Safe Off-Road Winching Technique

Set the vehicle in park or neutral according to the winch manufacturer’s instructions, apply the parking brake when appropriate, and keep people clear of the line path. No one should stand near a tensioned rope, between the vehicles, or directly in line with an anchor point. Recovery is not a spectator sport.

Pull from a straight line whenever possible. If the line must run at an angle, use a recovery ring or snatch block to redirect it rather than allowing the rope to pile hard against one side of the drum. Spool in slowly and evenly. Pause if the line starts bunching, the anchor shifts, or the winch sound changes.

Use a line damper over the middle third of the rope. It will not make a failed line harmless, but it helps reduce snapback. Keep your hands away from the fairlead and drum while operating. When respooling after a recovery, maintain light tension so the rope lays tight and even for the next use.

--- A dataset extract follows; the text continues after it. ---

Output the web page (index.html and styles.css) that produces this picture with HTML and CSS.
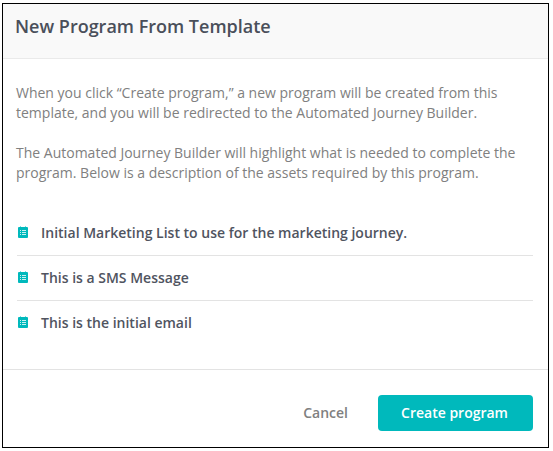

Maintenance for Dependable Recovery

After a muddy or sandy trip, pull the rope out, rinse contamination away, let it dry, and respool it under light tension. Inspect synthetic rope for cuts, melted fibers, flat spots, and abrasion. Inspect steel cable for kinks, crushed sections, corrosion, and broken strands.

Check mounting bolts, battery terminals, control connections, and the fairlead periodically. Run the winch under a light load before a major trip instead of discovering a frozen clutch or dead remote at the edge of a ravine. A winch is trail insurance, but only if you treat it like equipment that must work on demand.

Before your next trail weekend, load the rig the way you travel, confirm your actual weight, and choose a winch system that matches it. The right recovery setup does more than get you unstuck. It gives you the confidence to take the long route, camp farther out, and turn around safely when the trail has other ideas.